Founded by Hermann Muthesius in 1907, the aim of the Deutscher Werkbund was to foster links between artists and German industrialists to develop a German identity through design and architecture. By 1914 there were 1,870 members in 6 countries.[1]
The Werkbund expanded on the English Arts and Crafts movement, adopting concerns that craft and design influenced people’s lives and propagating a rejection of historicism in favour of vernacular architecture suited to the modern age. The major difference between the Arts and Crafts movement and the Deutscher Werkbund was that the Werkbund sought to combine promotion of craft with industry, as opposed to a rejection of machine production. The Werkbund embraced technology to design objects and buildings that fulfilled the changing needs of society.
‘Between 1894 and 1904 the value of Germany’s foreign trade doubled, and by 1913 Germany overtook Great Britain in percentage of world production.’[2] Industry was vital to the German economy, and as they had no access to cheap materials, the focus was directed towards high quality craft production. In contrast to British Arts and Crafts ideals, architects in Germany started to see mechanisation as necessary, and therefore needed expression through architecture and design. Muthesius was interested in exploring nationality, and seeking to ‘express architectonically the dignity and calm endeavour of a new, confident national German spirit.’[3] Some Werkbund architects including Walter Gropius were involved in plans for social housing, developing notions of standardisation and prefabrication. For the most part however, the focus was on industrial production.
Peter Behrens epitomises the Werkbund’s preoccupations with representing industry as both noble and part of German identity. Behrens successfully formed a corporate identity for the electrical company ‘Allgemeine Elektricitäts-Gesellschaft’ (AEG), through graphic design, advertising, products and also architecture. The AEG Turbine Hall (1908-09) [Fig.1] was built as a factory and needed a central hall without interruption facilitating the movement of large turbines within the space. A steel frame was therefore used, and is exposed on the exterior combined with heavy masonry massing. However, in details Behrens exposes the masonry as structurally unnecessary; the corners are huge but the horizontal bands and the overhanging roof proves that they have no load-bearing function. He is reversing our expectations of lightness and mass. Similarly on the sides of the building, stanchions taper and finish resting on giant hinges. [Fig.2] This is an exercise in embracing the possibilities of new technology.

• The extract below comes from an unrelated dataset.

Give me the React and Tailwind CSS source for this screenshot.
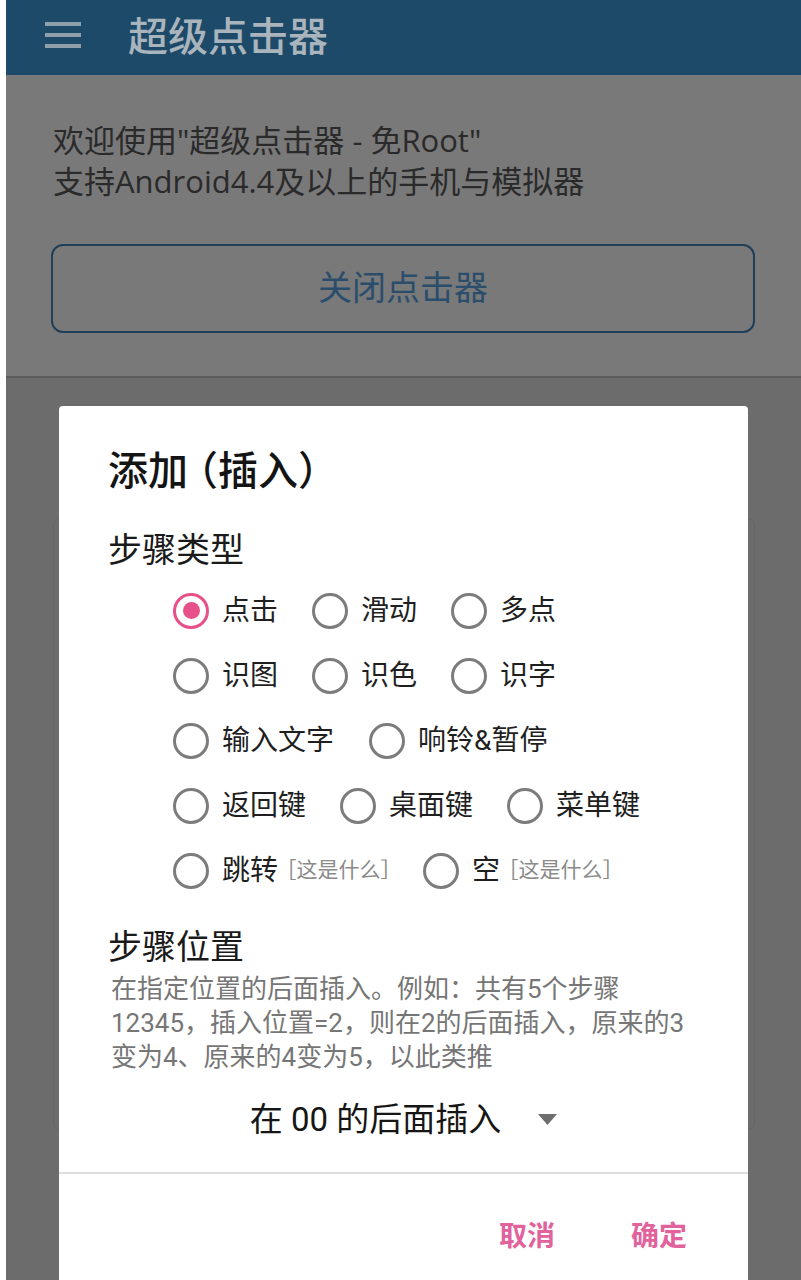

The building is also concerned with endowing industry with gravity through monumentality.[4] As industrialisation was seen as vital to the future of Germany, this building is giving form to the new German culture. The influence of classical language is seen echoing trabeated architecture, using stanchions instead of columns. Behrens’ evocation of nobility through abstracted classical form has led numerous scholars to describe the Turbine Hall as a temple dedicated to industry.
The 1914 Werkbund Exhibition in Cologne showed the split between Expressionistic forms and ideas of rationalism within the group, see also Glass. Debates between Henry van der Velde and Muthesius about the future of the movement led to the weakening of the Werkbund, and after World War One the group lost influence.
The Deutscher Werkbund was an incredibly important and influential movement; the idea that architects and designers could be part of mass production and industrial design continued to develop in Germany with the Bauhaus movement and Werkbund architect Walter Gropius.
– GM
[1]Erik Ghenoiu, ‘Post Industrial Spaces of production: The New Brooklyn Economy and the Deutsche Werkbund,’ in The Architecture of Industry, ed. Mathew Aitchison (Farnham, Surrey, England ; Burlington, VT, USA : Ashgate, 2014), 19.
[2] Frank Ching, Mark M. Jarzombek and Vikramaditya Prakash, A Global History of Architecture (Hoboken, NJ: Wiley,2007), 703.
[3] William Curtis, Modern Architecture Since 1900 (Oxford: Phaidon, 1982), 100.
[4] Ghenoiu, ‘Post Industrial Spaces’, 26.